MR CONNOLLY: I am not sure where the notices are printed; but I certainly know the answer to the basic policy question, and that is known to the Liberal Party as well. That is that the ACT Government, like every other State and Territory government and the Commonwealth Government, is a signatory to an intergovernmental agreement on preferences, which basically says that all State and Territory governments will not give preference in their tendering arrangements to a locally based firm. This has been discussed a couple of times in the life of the First Assembly by the Estimates Committee, and I think there has been general acceptance on both sides of the house that we benefit as a result of that.

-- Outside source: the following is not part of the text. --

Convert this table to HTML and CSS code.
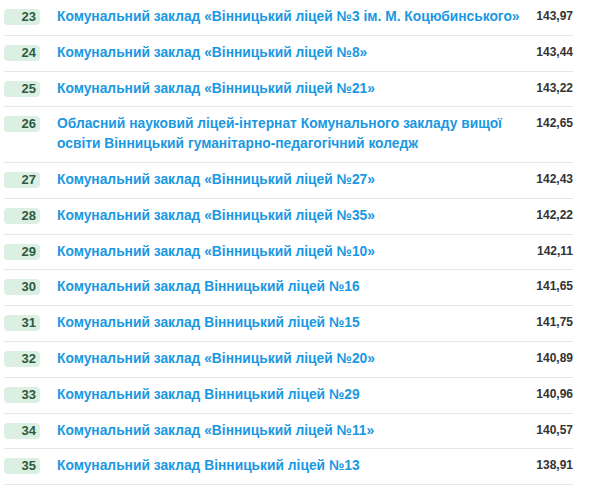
FILE: index.html
```html
<!DOCTYPE html>
<html lang="uk">
<head>
<meta charset="utf-8">
<link rel="stylesheet" href="styles.css">
</head>
<body>
<div class="list">
  <div class="row"><span class="rank">23</span><a class="name">Комунальний заклад «Вінницький ліцей №3 ім. М. Коцюбинського»</a><span class="score">143,97</span></div>
  <div class="row"><span class="rank">24</span><a class="name">Комунальний заклад «Вінницький ліцей №8»</a><span class="score">143,44</span></div>
  <div class="row"><span class="rank">25</span><a class="name">Комунальний заклад «Вінницький ліцей №21»</a><span class="score">143,22</span></div>
  <div class="row"><span class="rank">26</span><a class="name">Обласний науковий ліцей-інтернат Комунального закладу вищої освіти Вінницький гуманітарно-педагогічний коледж</a><span class="score">142,65</span></div>
  <div class="row"><span class="rank">27</span><a class="name">Комунальний заклад «Вінницький ліцей №27»</a><span class="score">142,43</span></div>
  <div class="row"><span class="rank">28</span><a class="name">Комунальний заклад «Вінницький ліцей №35»</a><span class="score">142,22</span></div>
  <div class="row"><span class="rank">29</span><a class="name">Комунальний заклад «Вінницький ліцей №10»</a><span class="score">142,11</span></div>
  <div class="row"><span class="rank">30</span><a class="name">Комунальний заклад Вінницький ліцей №16</a><span class="score">141,65</span></div>
  <div class="row"><span class="rank">31</span><a class="name">Комунальний заклад Вінницький ліцей №15</a><span class="score">141,75</span></div>
  <div class="row"><span class="rank">32</span><a class="name">Комунальний заклад «Вінницький ліцей №20»</a><span class="score">140,89</span></div>
  <div class="row"><span class="rank">33</span><a class="name">Комунальний заклад Вінницький ліцей №29</a><span class="score">140,96</span></div>
  <div class="row"><span class="rank">34</span><a class="name">Комунальний заклад «Вінницький ліцей №11»</a><span class="score">140,57</span></div>
  <div class="row"><span class="rank">35</span><a class="name">Комунальний заклад Вінницький ліцей №13</a><span class="score">138,91</span></div>
</div>
</body>
</html>
```
FILE: styles.css
```css
html, body {
  margin: 0;
  padding: 0;
  background: #ffffff;
}
body {
  font-family: "Liberation Sans", Arial, sans-serif;
}
.list {
  width: 569px;
  margin-left: 4px;
}
.row {
  display: flex;
  align-items: flex-start;
  padding: 7px 0 8px;
  border-bottom: 1px solid #e6e6e6;
  line-height: 19.8px;
}
.rank {
  flex: 0 0 auto;
  width: 36px;
  height: 16px;
  margin-top: 2px;
  box-sizing: border-box;
  padding-right: 4px;
  background: #dcefe3;
  border-radius: 4px;
  color: #2d5a3d;
  font-size: 13px;
  font-weight: bold;
  line-height: 16px;
  text-align: right;
}
.name {
  flex: 1 1 auto;
  margin-left: 17px;
  color: #1a98e2;
  font-size: 13.8px;
  font-weight: bold;
  text-decoration: none;
}
.score {
  flex: 0 0 44px;
  text-align: right;
  color: #333333;
  font-size: 12px;
  font-weight: bold;
}
```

The ACT is in a position where ACT companies supply a lot of work to the Commonwealth Government because they are local and they can get close to the buyers and meet the buyers' needs. If there were not that no-preference agreement, there could be a temptation for Ministers of whatever political persuasion to make sure that all the work in their agencies got done in their electorates. One could imagine such a level of cynicism in Ministers. The preference agreement ensures that no local preference can be introduced, but the tender process goes through and the lowest priced tender gets it. I do not know the price of that particular tender. I will find out, but I assume that it was awarded because it was the lowest priced tender.

While we cannot give an open preference, what we can do is ensure that ACT firms get the opportunity to compete for ACT Government work. We have put in place as a result of this budget the supply and tender agency initiative, which is a process that has been commended very strongly by the Canberra Chamber of Commerce. It ensures that we put together a list, which we put out to local business, of what our purchasing needs will be for the next 12 months. We are encouraging Canberra enterprises to approach the Government and let us know what their supply possibilities are, so that as far as possible when an ACT tender is let a local company gets the opportunity to bid for it. All things being equal, a local company, if it can produce at the quality and price, ought to get the job. But we cannot have an express preference to local firms. If we did, we would be out of that agreement and, on balance, the ACT would lose.

MR WESTENDE: Madam Speaker, I ask a supplementary question. I did not mean the printing of the notices; I meant the preparation, the addressing, the whatnot. I would agree with the Minister about the printing; but it would appear that the actual preparation, the filling in of the amounts and so on, is done in Bankstown, not here.

MR CONNOLLY: Again, a tender has been let for the provision of a service, which could include the stuffing of the envelopes and the posting of them, and that, again, is caught by the no-preference clause.